Germany Won't Pay Russia in Rubles for Natural Gas, Defying Putin Request

German Chancellor Olaf Scholz refused Russian President Vladimir Putin's request to have Germany pay for Russian gas deliveries with rubles.

At a Group of Seven (G7) press conference in Brussels on Thursday, Scholz said this is because "there are fixed contracts" that specify the payments must be made in euros or dollars "and that's what counts," Politico reported.

Putin's request came likely as an attempt to return some value to the ruble, which dramatically fell after Russia invaded Ukraine and western countries unleashed a flood of sanctions against the country.

In a televised government meeting, Putin said he would only require the payments in rubles for "so-called unfriendly countries," as trust in the euro and the dollar has been "compromised." Following his announcement, the ruble's value rose, as the European Commission reported that Russia provides about 45 percent of the European Union's gas imports.

Germany Rejects Paying for Gas in Rubles
German Chancellor Olaf Scholz rejected Russia's request to pay for gas deliveries in rubles. Above, Scholz addresses the media during a joint statement at the Chancellery on March 22, 2022, in Berlin, Germany. Photo by Michele Tantussi/Pool/Getty Images

However, Scholz said Germany will not heed this requirement, as "there are fixed contracts everywhere, which include the currency in which payments are made." Though the country has not banned Russian energy imports outright, it dealt a blow to the Russian economy in delaying the Nord Stream 2 pipeline.

Scholz has said a direct ban on Russian energy imports would have a negative effect on German citizens, according to Politico.Germany uses Russian gas to cover half of its energy needs, and if the Nord Stream 2 pipeline was completed, it would heat about 26 million German homes.

At the G7 (a political group made up of Germany, the United States, the United Kingdom, Italy, Japan, France and Canada) conference, Scholz said the group will "react with further sanctions should this become necessary," though he did not specify what kinds of situations would make more sanctions necessary.

"We agree to keep sanctions in place for as long as necessary and to monitor their effectiveness," Scholz said.

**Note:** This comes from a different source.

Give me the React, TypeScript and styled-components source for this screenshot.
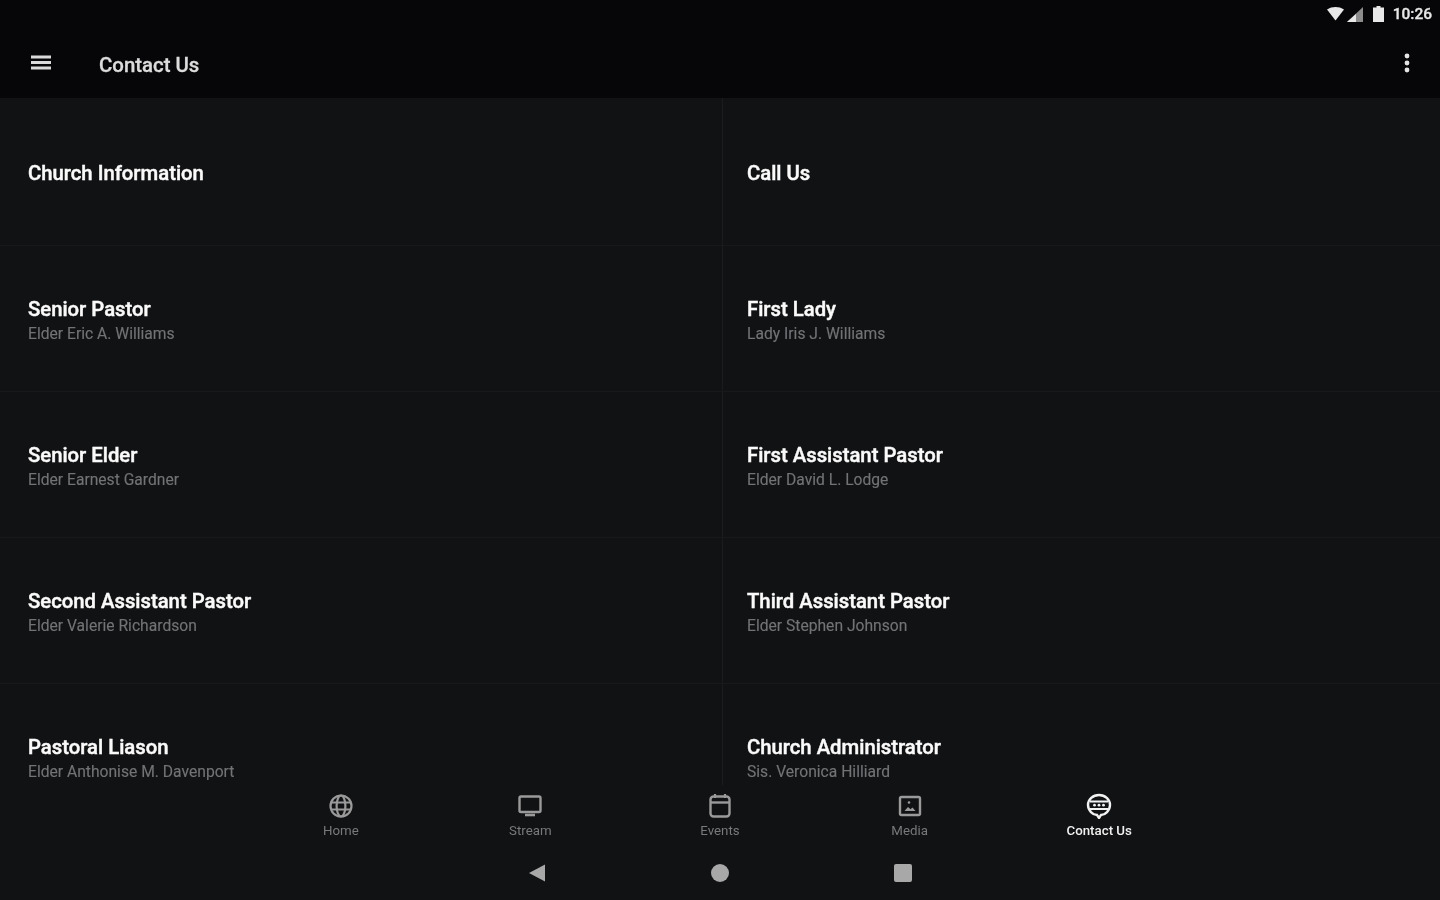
import React from "react";
import styled, { createGlobalStyle } from "styled-components";

const Global = createGlobalStyle`
  html, body { margin: 0; padding: 0; background: #111214; }
  * { box-sizing: border-box; }
`;

const Screen = styled.div`
  width: 1440px;
  height: 900px;
  display: flex;
  flex-direction: column;
  overflow: hidden;
  background: #111214;
  font-family: Roboto, "Liberation Sans", sans-serif;
  filter: blur(0.7px);
`;

const Header = styled.header`
  flex: none;
  height: 98px;
  background: #060608;
  display: flex;
  flex-direction: column;
`;

const StatusBar = styled.div`
  height: 28px;
  display: flex;
  align-items: center;
  justify-content: flex-end;
  padding-right: 8px;
  color: #e8e8e8;
`;

const StatusIcon = styled.svg<{ $gap: number }>`
  display: block;
  margin-right: ${(p) => p.$gap}px;
`;

const Clock = styled.span`
  font-size: 15.5px;
  font-weight: 500;
  line-height: 28px;
  -webkit-text-stroke: 0.3px #e8e8e8;
`;

const Toolbar = styled.div`
  height: 70px;
  display: flex;
  align-items: center;
  padding: 0 30px 0 29px;
`;

const ToolbarIcon = styled.svg`
  display: block;
  flex: none;
`;

const ToolbarTitle = styled.h1`
  flex: 1;
  margin: 0 0 -3px 46px;
  font-size: 20.4px;
  line-height: 28px;
  font-weight: 500;
  color: #dcdcdc;
  -webkit-text-stroke: 0.3px #dcdcdc;
`;

const Main = styled.main`
  flex: 1;
  min-height: 0;
  overflow: hidden;
  display: grid;
  grid-template-columns: 723px 717px;
  grid-template-rows: 148px;
  grid-auto-rows: 146px;
  align-content: start;
`;

const Cell = styled.div<{ $left: boolean; $single: boolean }>`
  display: flex;
  flex-direction: column;
  justify-content: center;
  padding: ${(p) => (p.$single ? 2 : 5)}px 0 0 ${(p) => (p.$left ? 28 : 24)}px;
  border-bottom: 1px solid #17191b;
  border-right: ${(p) => (p.$left ? "1px solid #1a1c1e" : "0")};
`;

const CellTitle = styled.div`
  font-size: 20.3px;
  line-height: 24px;
  font-weight: 500;
  color: #fafafa;
  -webkit-text-stroke: 0.45px #fafafa;
`;

const CellSub = styled.div`
  margin-top: 1px;
  font-size: 15.65px;
  line-height: 24px;
  font-weight: 400;
  color: #727375;
  -webkit-text-stroke: 0.15px #727375;
`;

const Bottom = styled.footer`
  flex: none;
  height: 115px;
  background: #111214;
  display: flex;
  flex-direction: column;
  align-items: center;
`;

const Tabs = styled.nav`
  width: 948px;
  height: 60px;
  display: grid;
  grid-template-columns: repeat(5, 1fr);
`;

const Tab = styled.div<{ $active?: boolean }>`
  display: flex;
  flex-direction: column;
  align-items: center;
  padding-top: 8px;
  color: ${(p) => (p.$active ? "#f2f2f2" : "#9a9a9b")};
`;

const TabIcon = styled.svg`
  display: block;
  width: 26px;
  height: 26px;
`;

const TabLabel = styled.span<{ $active?: boolean }>`
  margin-top: 4px;
  font-size: 13.3px;
  line-height: 16px;
  font-weight: ${(p) => (p.$active ? 500 : 400)};
  color: ${(p) => (p.$active ? "#f0f0f0" : "#78797b")};
`;

const SystemNav = styled.div`
  width: 386px;
  height: 30px;
  margin-top: 13px;
  display: flex;
  align-items: center;
  justify-content: space-between;
  color: #a8a8a8;
`;

const SysIcon = styled.svg`
  display: block;
  width: 20px;
  height: 20px;
`;

const rows: [string, string?][][] = [
  [["Church Information"], ["Call Us"]],
  [["Senior Pastor", "Elder Eric A. Williams"], ["First Lady", "Lady Iris J. Williams"]],
  [["Senior Elder", "Elder Earnest Gardner"], ["First Assistant Pastor", "Elder David L. Lodge"]],
  [["Second Assistant Pastor", "Elder Valerie Richardson"], ["Third Assistant Pastor", "Elder Stephen Johnson"]],
  [["Pastoral Liason", "Elder Anthonise M. Davenport"], ["Church Administrator", "Sis. Veronica Hilliard"]],
];

const icons: Record<string, React.ReactNode> = {
  Home: (
    <>
      <circle cx="13" cy="13" r="10.5" fill="none" stroke="currentColor" strokeWidth="2.2" />
      <ellipse cx="13" cy="13" rx="4.4" ry="10.5" fill="none" stroke="currentColor" strokeWidth="2.2" />
      <path d="M3 9.500h20M3 16.500h20" stroke="currentColor" strokeWidth="2.2" />
    </>
  ),
  Stream: (
    <>
      <rect x="2.500" y="3.500" width="21" height="15.500" rx="1.500" fill="none" stroke="currentColor" strokeWidth="2.400" />
      <path d="M8 22h10" stroke="currentColor" strokeWidth="2.600" />
    </>
  ),
  Events: (
    <>
      <rect x="3.500" y="3.500" width="19" height="20" rx="3" fill="none" stroke="currentColor" strokeWidth="2.400" />
      <path d="M3 9.500h20" stroke="currentColor" strokeWidth="2.400" />
      <path d="M8 1v4M18 1v4" stroke="currentColor" strokeWidth="2.200" />
    </>
  ),
  Media: (
    <>
      <rect x="3" y="4" width="20" height="18" rx="1.500" fill="none" stroke="currentColor" strokeWidth="2.400" />
      <path d="M7.500 18l3.500-4 2.500 2.200 2-1.700 3 3.500z" fill="currentColor" />
      <circle cx="12" cy="9.500" r="1.300" fill="currentColor" />
    </>
  ),
  "Contact Us": (
    <>
      <path
        d="M13 2C6.900 2 2 6.500 2 12s4.900 10 9 10l2 3 2-3c4.100 0 9-4.500 9-10S19.100 2 13 2z"
        fill="none"
        stroke="currentColor"
        strokeWidth="2.400"
      />
      <path d="M4 8.500h18M4 16h18" stroke="currentColor" strokeWidth="1.800" />
      <circle cx="8.500" cy="12.200" r="1.400" fill="currentColor" />
      <circle cx="13" cy="12.200" r="1.400" fill="currentColor" />
      <circle cx="17.500" cy="12.200" r="1.400" fill="currentColor" />
    </>
  ),
};

export default function App() {
  return (
    <Screen>
      <Global />
      <Header>
        <StatusBar>
          <StatusIcon $gap={3} width="17" height="14" viewBox="0 0 17 14">
            <path d="M0 2.500C2.500.8 5.500 0 8.500 0s6 .8 8.500 2.500L8.500 13.500z" fill="currentColor" />
          </StatusIcon>
          <StatusIcon $gap={10} width="16" height="15" viewBox="0 0 16 15">
            <path d="M16 0v15H0z" fill="#8c8c8c" />
            <path d="M9 7v8H0z" fill="currentColor" />
          </StatusIcon>
          <StatusIcon $gap={9} width="11" height="16" viewBox="0 0 11 16">
            <path d="M3.500 0h4v1.500H11V16H0V1.500h3.500z" fill="currentColor" />
          </StatusIcon>
          <Clock>10:26</Clock>
        </StatusBar>
        <Toolbar>
          <ToolbarIcon width="24" height="18" viewBox="0 0 24 18">
            <path d="M2 3h20M2 8.500h20M2 14h20" stroke="#dadada" strokeWidth="2.800" />
          </ToolbarIcon>
          <ToolbarTitle>Contact Us</ToolbarTitle>
          <ToolbarIcon width="6" height="20" viewBox="0 0 6 20">
            <circle cx="3" cy="3" r="2.400" fill="#e4e4e4" />
            <circle cx="3" cy="10" r="2.400" fill="#e4e4e4" />
            <circle cx="3" cy="17" r="2.400" fill="#e4e4e4" />
          </ToolbarIcon>
        </Toolbar>
      </Header>
      <Main>
        {rows.flatMap((row, r) =>
          row.map(([title, sub], c) => (
            <Cell key={`${r}-${c}`} $left={c === 0} $single={!sub}>
              <CellTitle>{title}</CellTitle>
              {sub && <CellSub>{sub}</CellSub>}
            </Cell>
          ))
        )}
      </Main>
      <Bottom>
        <Tabs>
          {Object.keys(icons).map((name) => {
            const active = name === "Contact Us";
            return (
              <Tab key={name} $active={active}>
                <TabIcon viewBox="0 0 26 26">{icons[name]}</TabIcon>
                <TabLabel $active={active}>{name}</TabLabel>
              </Tab>
            );
          })}
        </Tabs>
        <SystemNav>
          <SysIcon viewBox="0 0 20 20">
            <path d="M2 10 L18 1.500V18.500z" fill="currentColor" />
          </SysIcon>
          <SysIcon viewBox="0 0 20 20">
            <circle cx="10" cy="10" r="9" fill="currentColor" />
          </SysIcon>
          <SysIcon viewBox="0 0 20 20">
            <rect x="1" y="1" width="18" height="18" rx="2" fill="currentColor" />
          </SysIcon>
        </SystemNav>
      </Bottom>
    </Screen>
  );
}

Marcel Salikhov, president of the Institute for Energy and Finance in Moscow, told NPR that Putin's request for making payments in rubles for energy was a "symbolic counter-sanction" of western nations.

"It's difficult, given the current economic situation, for Russian authorities to abandon sales of oil and gas to the western countries," Salikhov said. "You can say, 'We do not trust euros or dollars,' but economically it's the same operation. Money is money."

The value of the ruble plummeted following the implementation of sanctions caused by the invasion of Ukraine, with Newsweek reporting last month that it cost 4,500 rubles to fill a 12-gallon tank of gas. An economist assessed that Putin has made "Russia like toxic waste" for foreign investors.

Newsweek reached out to Russia's Ministry of Foreign Affairs for comment.

Update 03/24/22, 2:20 p.m. ET: This story was updated with additional information.

Update 03/24/22, 1:32 p.m. ET: This story was updated with additional information.